Lese-Sternstunden

Wie wird ein Mensch zu einer oder einem begeisterten und guten Leser*in? Diese Frage stellen sich täglich viele Lehrkräfte. Das Entscheidende dabei ist in meinen Augen die Lesemotivation. Ein Kind, das verstanden hat, dass ihm die Welt mit allen ihren Informationen offensteht, wenn es lesen kann, liest aus Begeisterung viel. Vielleicht liest es zu Anfang langsam oder kann nicht alle Wörter lesen, aber es WILL lesen.
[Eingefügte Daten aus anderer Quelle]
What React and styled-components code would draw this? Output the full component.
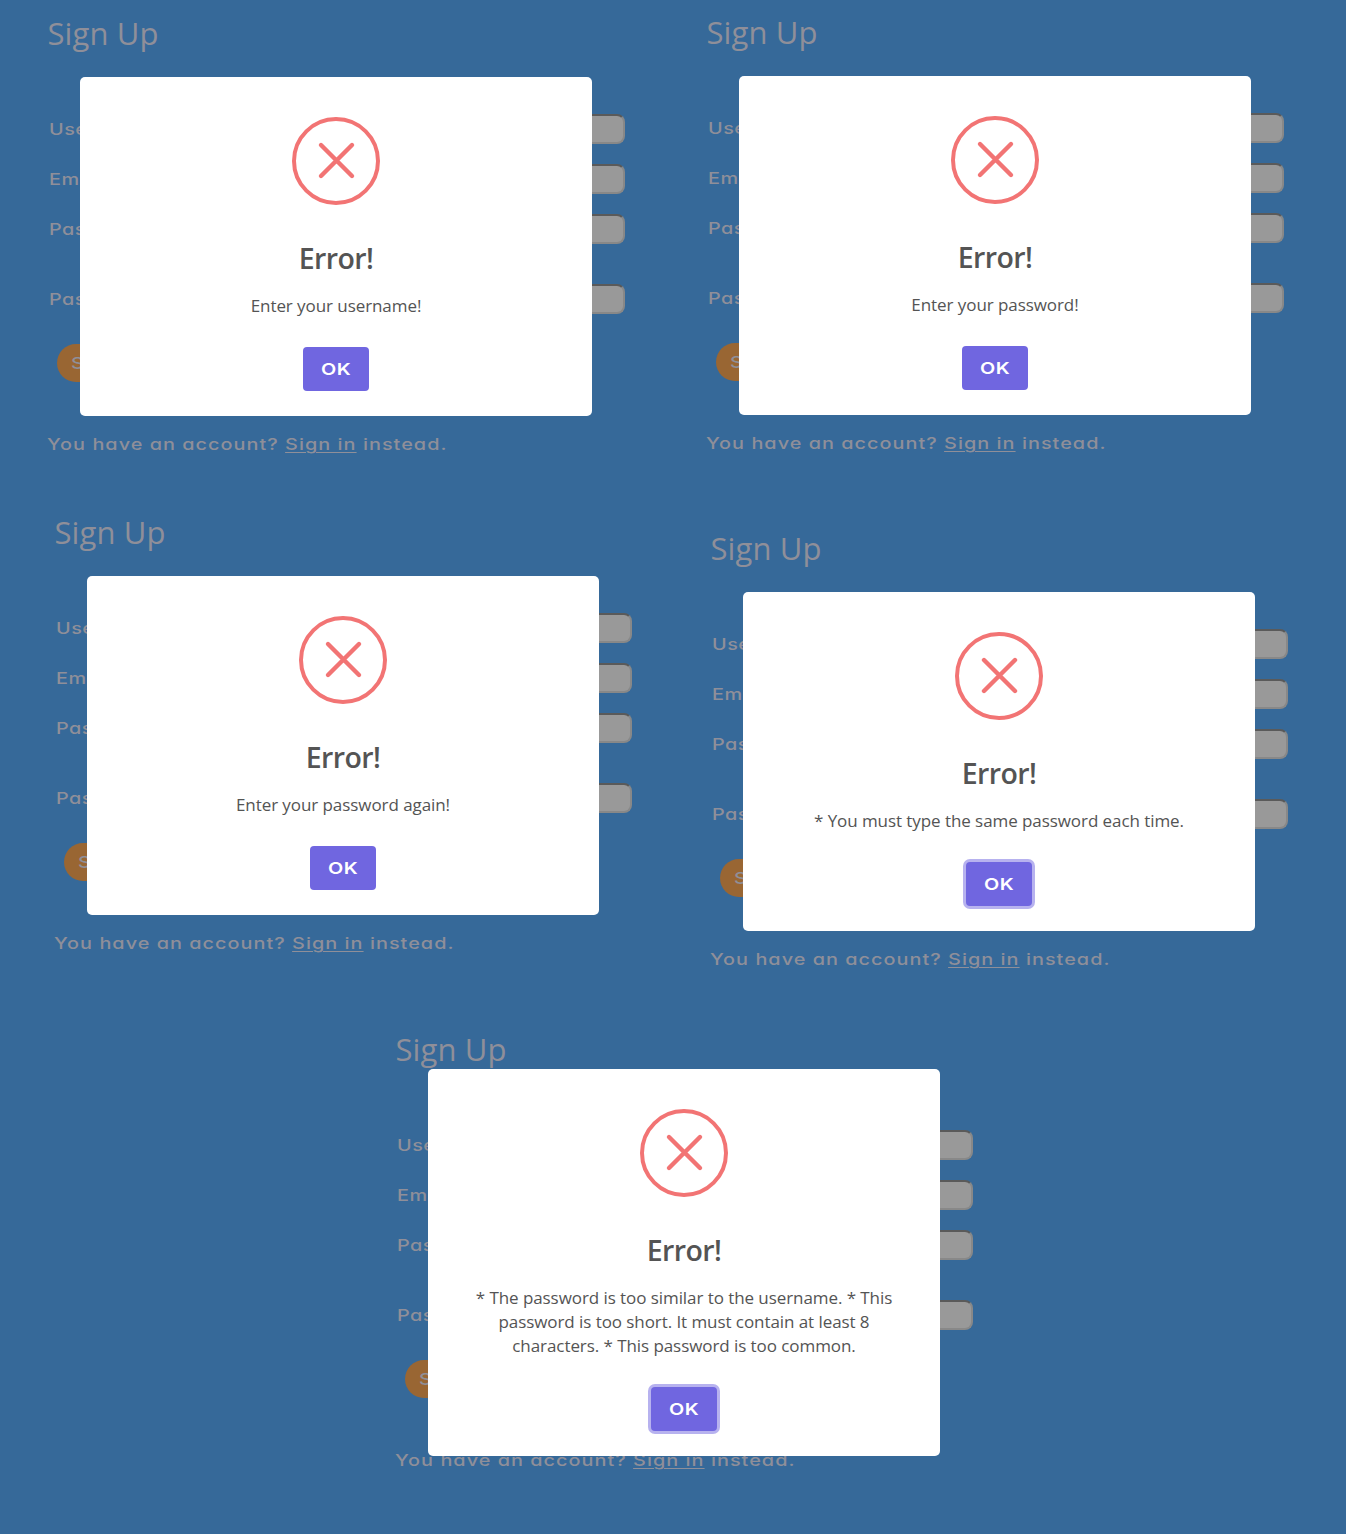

Dazu möchte ich eine kleine Begebenheit erzählen: In unsere Schule kommt eine pensionierte Dame, Frau Böhmer, mehrmals pro Woche als Lesetrainerin. Sie selbst hat den Begriff geprägt – sie sagt, Kinder assoziieren das mit ihren Sportrainerinnen und -trainern, denen sie vertrauen, wenn sie sich verbessern wollen. Wenn Frau Böhmer kommt, dürfen einzelne Kinder mit ihr in die Schulbücherei gehen und lesen. Vor einiger Zeit gab es ein neues Kind in der Klasse, das bereits ein 1. Schuljahr an einer anderen Schule hinter sich hatte, aber nicht lesen gelernt hatte: Mohammed. Mohammed sprach sehr wenig Deutsch und war bisher ohne Leseerfahrungen aufgewachsen. Frau Böhmer redete zunächst viel mit ihm und fand heraus, dass sich Mohammed für Länder und Geografie interessierte. In der nächsten Woche verließen sie das Klassenzimmer mit einem Globus. Gelesen wurde bis dahin wenig – Mohammed konnte noch nicht lesen. Nach und nach nahm Frau Böhmer das eine oder andere Buch zur Hand und las Mohammed Antworten auf seine Fragen vor. Immer häufiger interessierte auch er sich für die Bücher. Frau Böhmer ließ ihn erst einzelne Buchstaben, dann kleine Wörter und später mehr lesen. Irgendwann konnte Mohammed lesen, langsam zwar, aber er war Feuer und Flamme. Er las immer, wenn sich die Möglichkeit bot und wurde so im Laufe seiner Grundschulzeit zu einem kompetenten Leser, der das Gelesene auch stets reflektierte. Ich als seine Lehrerin förderte das, wann immer es ging. Ich lasse Arbeitsblätter und vorgegebene Texte oft beiseite und lasse Kinder still in Büchern lesen, die sie sich ausgesucht haben. Die Bücher hängen in einem Beutel an ihrem Schultisch, so dass sie mehrmals am Tag zur Hand genommen werden können. Natürlich gibt es nicht immer eine Frau Böhmer, aber auch ich kann Leseinteresse durch Begleitung entfachen. Für mich ist klar: Die beste Leseförderung ist die Begeisterung. Sie bewirkt, dass ein Kind viel liest und sich stetig verbessert. Und Umgang mit Texten, Anschlusskommunikation ist genauso mit allgemeingültigen Aufgaben zu eigenen Büchern möglich wie in stupiden Leseübungsheften. Nur sind sie viel interessanter!